I must be in a minority on this one, too, but I also like the Kitty plot (and Kitty). The idea that Sherlock decided to not only take on a tutee — since he’s learned that he’s a teacher! — but take on someone to HELP delights me because it looks to me as if he’s really trying to emulate his dear Watson. He chose his student not just because he thought she could learn to be a good detective — which the old Sherlock would have done — but because he saw himself as being able to be a kind of sober companion to her — helping her get back to a sane life before the event that sent her down a horrible path. I love his growth in that way, and I’m looking forward to getting more of Kitty’s story as the season unfolds.

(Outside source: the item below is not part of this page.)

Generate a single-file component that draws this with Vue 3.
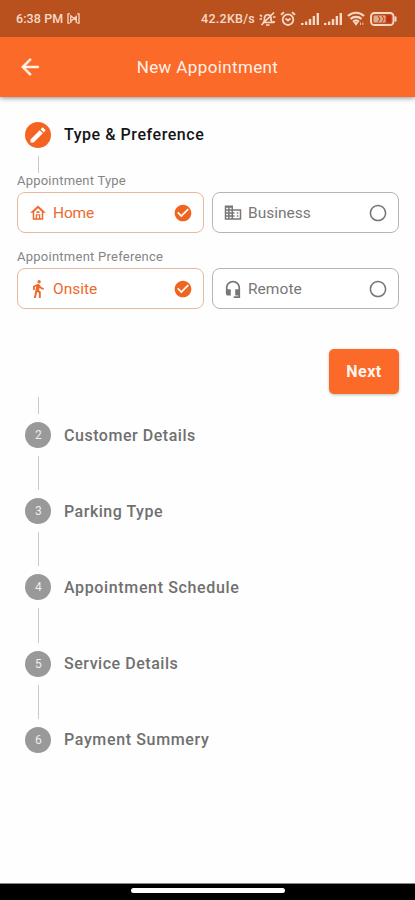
<template>
  <div class="screen">
    <header class="top">
      <div class="status-bar">
        <span class="time">6:38 PM</span>
        <svg class="cast" width="13" height="11" viewBox="0 0 14 12" fill="none" stroke="currentColor" stroke-width="1.4">
          <path d="M3 1H1v10h2M11 1h2v10h-2M4 11V3l6 5V3M4 9l6-5v7" />
        </svg>
        <span class="speed">42.2KB/s</span>
        <svg class="bell" width="17" height="16" viewBox="0 0 17 16" fill="none" stroke="currentColor" stroke-width="1.7">
          <path d="M4.500 11.500h9L12 9.500V6.500a3.300 3.300 0 0 0-6.500 0v3zM7 14h3.500M15 1.500 2.500 14M1 4l2 1.500M.5 8H3M14 10.500l2 .8M14 6h2.500" />
        </svg>
        <svg class="alarm" width="16" height="16" viewBox="0 0 16 16" fill="none" stroke="currentColor" stroke-width="1.8">
          <circle cx="8" cy="8.700" r="5.300" />
          <path d="M1 3.800 4 1.300M15 3.800l-3-2.500M5.500 7.500l2.500 2 2.500-2" />
        </svg>
        <svg v-for="n in 2" :key="n" class="signal" width="18" height="12" viewBox="0 0 18 12" fill="currentColor">
          <path d="M0 10h2.500v2H0zM4 8.500h2.300V12H4zM7.800 6h2.400v6H7.800zM11.700 3H14v9h-2.300zM15.600 0H18v12h-2.400z" />
        </svg>
        <svg class="wifi" width="18" height="15" viewBox="0 0 18 15" fill="none" stroke="currentColor" stroke-width="2.200">
          <path d="M1 5a11.500 11.500 0 0 1 16 0M3.500 8a8 8 0 0 1 11 0M6 10.800a4.500 4.500 0 0 1 6 0" />
          <path d="M7 11.500h4l-2 2.800zM13.500 11.500V14M15.800 11.500V14" fill="currentColor" stroke-width=".8" />
        </svg>
        <svg class="battery" width="27" height="14" viewBox="0 0 27 14" fill="none" stroke="currentColor" stroke-width="1.900">
          <rect x="1" y="1" width="22.500" height="12" rx="3.500" />
          <rect x="3.500" y="3.500" width="12" height="7" rx="1" fill="#e2ab8d" stroke="none" />
          <rect x="16.500" y="3.500" width="4.500" height="7" rx="1" fill="#c82b10" stroke="none" />
          <path d="m8 4 2 3-2 3M12 4l2 3-2 3" stroke="#b9511f" stroke-width="1.100" />
          <path d="M25.500 4.500v5" stroke-width="2" />
        </svg>
      </div>
      <div class="app-bar">
        <svg class="back" width="26" height="26" viewBox="0 0 24 24" fill="currentColor" stroke="currentColor" stroke-width=".4">
          <path d="M20 11H7.830l5.590-5.590L12 4l-8 8 8 8 1.410-1.410L7.830 13H20v-2z" />
        </svg>
        <h1>New Appointment</h1>
      </div>
    </header>

    <main>
      <div class="step active">
        <span class="badge">
          <svg width="20" height="20" viewBox="0 0 24 24" fill="currentColor">
            <path d="M3 17.250V21h3.750L17.810 9.940l-3.750-3.750L3 17.250zM20.710 7.040a1 1 0 0 0 0-1.410l-2.340-2.340a1 1 0 0 0-1.410 0l-1.830 1.830 3.750 3.750 1.830-1.830z" />
          </svg>
        </span>
        <span class="title" :style="{ letterSpacing: '0.55px' }">Type &amp; Preference</span>
      </div>
      <div class="line short"></div>

      <section v-for="group in groups" :key="group.label" class="group">
        <p class="label" :style="{ letterSpacing: group.spacing + 'px' }">{{ group.label }}</p>
        <div class="options">
          <button
            v-for="option in group.options"
            :key="option.name"
            class="option"
            :class="{ selected: group.selected === option.name }"
            @click="group.selected = option.name"
          >
            <svg class="option-icon" width="18" height="18" viewBox="0 0 24 24" fill="currentColor">
              <path :d="option.icon" />
            </svg>
            <span class="name" :style="{ letterSpacing: option.spacing + 'px' }">{{ option.name }}</span>
            <svg class="mark" width="20" height="20" viewBox="0 0 24 24" fill="currentColor">
              <path v-if="group.selected === option.name" :d="checked" />
              <path v-else :d="unchecked" />
            </svg>
          </button>
        </div>
      </section>

      <div class="actions">
        <button class="next">Next</button>
      </div>
      <div class="line short last"></div>

      <template v-for="(step, index) in steps" :key="step.title">
        <div v-if="index > 0" class="line"></div>
        <div class="step">
          <span class="badge">{{ index + 2 }}</span>
          <span class="title" :style="{ letterSpacing: step.spacing + 'px' }">{{ step.title }}</span>
        </div>
      </template>
    </main>

    <footer><span class="handle"></span></footer>
  </div>
</template>

<script setup>
import { ref } from 'vue';

const checked = 'M12 2C6.480 2 2 6.480 2 12s4.480 10 10 10 10-4.480 10-10S17.520 2 12 2zm-2 15-5-5 1.410-1.410L10 14.170l7.590-7.590L19 8l-9 9z';
const unchecked = 'M12 2C6.480 2 2 6.480 2 12s4.480 10 10 10 10-4.480 10-10S17.520 2 12 2zm0 18.200a8.200 8.200 0 1 1 0-16.400 8.200 8.200 0 0 1 0 16.400z';

const groups = ref([
  {
    label: 'Appointment Type',
    spacing: 0.22,
    selected: 'Home',
    options: [
      {
        name: 'Home',
        spacing: -0.15,
        icon: 'M12 2 1.500 11.500H5V21h14v-9.500h3.500L12 2zm5 17h-2v-5.500H9V19H7v-8.700l5-4.500 5 4.500V19zM10.700 15h2.600v4h-2.600zM10 9.500h4V12h-4z'
      },
      {
        name: 'Business',
        spacing: 0,
        icon: 'M12 7V2H1v19h22V7H12zM5.500 19H3v-2h2.500v2zm0-4H3v-2h2.500v2zm0-4H3V9h2.500v2zm0-4H3V5h2.500v2zM10 19H7.500v-2H10v2zm0-4H7.500v-2H10v2zm0-4H7.500V9H10v2zm0-4H7.500V5H10v2zm11 12h-9v-2h2v-2h-2v-2h2v-2h-2V9h9v10zm-2-8h-2v2h2v-2zm0 4h-2v2h2v-2z'
      }
    ]
  },
  {
    label: 'Appointment Preference',
    spacing: 0.25,
    selected: 'Onsite',
    options: [
      {
        name: 'Onsite',
        spacing: 0,
        icon: 'M13.500 4.500c1.200 0 2.200-1 2.200-2.200S14.700.1 13.500.1s-2.200 1-2.200 2.200 1 2.200 2.200 2.200zM9.600 8.700 6.500 24h2.600l1.900-8.400 2.200 2.100V24h2.500v-8.300l-2.300-2.200.7-3.200c1.300 1.500 3.300 2.600 5.600 2.600v-2.400c-2 0-3.600-1-4.500-2.500l-1-1.700c-.5-.7-1.200-1.100-2-1.100-.3 0-.6.1-.9.2L5.400 7.900v5.300h2.400V9.400l1.800-.7'
      },
      {
        name: 'Remote',
        spacing: 0.05,
        icon: 'M12 1C6.800 1 2.500 5.200 2.500 10.400V18c0 1.600 1.200 2.700 2.700 2.700H9v-8.400H4.800v-1.900c0-3.900 3.200-7.100 7.200-7.100s7.200 3.200 7.200 7.100v1.900H15v8.400h4.200v.8H13V24h8.500V10.400C21.500 5.200 17.200 1 12 1z'
      }
    ]
  }
]);

const steps = [
  { title: 'Customer Details', spacing: 0.53 },
  { title: 'Parking Type', spacing: 0.5 },
  { title: 'Appointment Schedule', spacing: 0.64 },
  { title: 'Service Details', spacing: 0.53 },
  { title: 'Payment Summery', spacing: 0.64 }
];
</script>

<style>
body {
  margin: 0;
  background: #fff;
}
</style>

<style scoped>
.screen {
  display: flex;
  flex-direction: column;
  height: 900px;
  overflow: hidden;
  background: #fefefe;
  font-family: Roboto, sans-serif;
}

.top {
  color: #fff1e8;
  background: #fb6a29;
  box-shadow: 0 1px 5px rgba(0, 0, 0, 0.45);
}

.status-bar {
  display: flex;
  align-items: center;
  box-sizing: border-box;
  height: 37px;
  padding: 0 18px 0 16px;
  color: #f8d9c7;
  background: #b9511f;
  font-size: 12.500px;
  font-weight: 500;
}

.time {
  letter-spacing: 0.1px;
}

.cast {
  margin-left: 4px;
}

.speed {
  margin-left: auto;
  letter-spacing: 0.250px;
}

.bell {
  margin-left: 4px;
}

.alarm {
  margin-left: 4px;
}

.signal {
  margin-left: 5px;
}

.wifi {
  margin-left: 5px;
}

.battery {
  margin-left: 5px;
}

.app-bar {
  display: flex;
  align-items: center;
  height: 60px;
  padding: 0 17px;
}

h1 {
  flex: 1;
  margin: 0 26px 0 0;
  text-align: center;
  font-size: 17px;
  font-weight: 400;
  letter-spacing: 0.37px;
}

main {
  flex: 1;
  padding: 24px 16px 0 17px;
}

.step {
  display: flex;
  align-items: center;
  height: 27px;
  padding-left: 8.400px;
  color: #707070;
}

.active {
  color: #151515;
}

.badge {
  display: flex;
  align-items: center;
  justify-content: center;
  width: 26px;
  height: 26px;
  margin-right: 12.600px;
  border-radius: 50%;
  color: #eee;
  background: #999;
  font-size: 12px;
}

.active .badge {
  color: #fff;
  background: #f46420;
}

.title {
  font-size: 16px;
  font-weight: 500;
}

.line {
  width: 1px;
  height: 34.200px;
  margin: 7.500px 0 7.500px 21px;
  background: #c9c9c9;
}

.line.short {
  height: 17px;
  margin-top: 8px;
  margin-bottom: 0;
}

.line.last {
  margin: 3px 0 8px 21px;
}

.group {
  height: 76px;
}

.label {
  margin: 0;
  height: 19px;
  line-height: 16px;
  font-size: 13px;
  color: #858585;
}

.options {
  display: flex;
  gap: 8px;
}

.option {
  display: flex;
  flex: 1;
  align-items: center;
  box-sizing: border-box;
  height: 41px;
  padding: 0 10px 0 11px;
  border: 1px solid #b5b5b5;
  border-radius: 8px;
  color: #777;
  background: #fff;
  font-family: inherit;
  font-size: 15.500px;
}

.option.selected {
  border-color: #e8b99d;
  color: #ed6a2d;
}

.name {
  margin-left: 6px;
}

.mark {
  margin-left: auto;
}

.selected .mark {
  color: #f0641f;
}

.actions {
  display: flex;
  justify-content: flex-end;
  padding-top: 23.500px;
}

.next {
  width: 70px;
  height: 45px;
  padding: 0;
  border: 0;
  border-radius: 5px;
  color: #fff4ee;
  background: #fb6a29;
  box-shadow: 0 1px 3px rgba(0, 0, 0, 0.25);
  font-family: inherit;
  font-size: 16px;
  font-weight: 700;
  letter-spacing: 0.500px;
}

footer {
  display: flex;
  align-items: center;
  justify-content: center;
  box-sizing: border-box;
  height: 17px;
  padding-bottom: 3px;
  border-top: 1px solid #888;
  background: #000;
}

.handle {
  width: 154px;
  height: 5px;
  border-radius: 3px;
  background: #fff;
}
</style>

I do admit that in the 42-minute format they have, this whole novelistic story doesn’t always get told as clearly as it ideally should be. They’re trying to do things with this series that are extremely difficult under the writing circumstances that they have. But I see such strong continuing story arcs, and the overall character arcs make so much sense to me — as well as being nicely surprising, which Sherlock’s adoptive-dad-of-Kitty arc has been — that I’m really enjoying the show in this season, as I did in the first two. I wish it were perfect. But U.S. network tv has to be written terribly on the fly and the episodes’ format puts the writers in a straitjacket in many ways, that I’m actually kind of dazzled by their ambition and by their ability to create these big character arcs that are so interesting and make so much sense to me.
hollyu48
December 23, 2014 @ 8:31 pm
Some folks like the Kitty mix, I do not. I think that I miss most of all the ease with which Holmes and Watson used to speak to each other. This season it seems terse and fragile all at one time, like its always teetering on the dissolution of the partnership.. I hate that
Monkey Business
December 23, 2014 @ 12:03 pm
all i want for Elementary is to see how Kitty leaves the show for good. seriously she does nothing but annoys everyone. when Kitty’s gone that will be a big relief for all fans!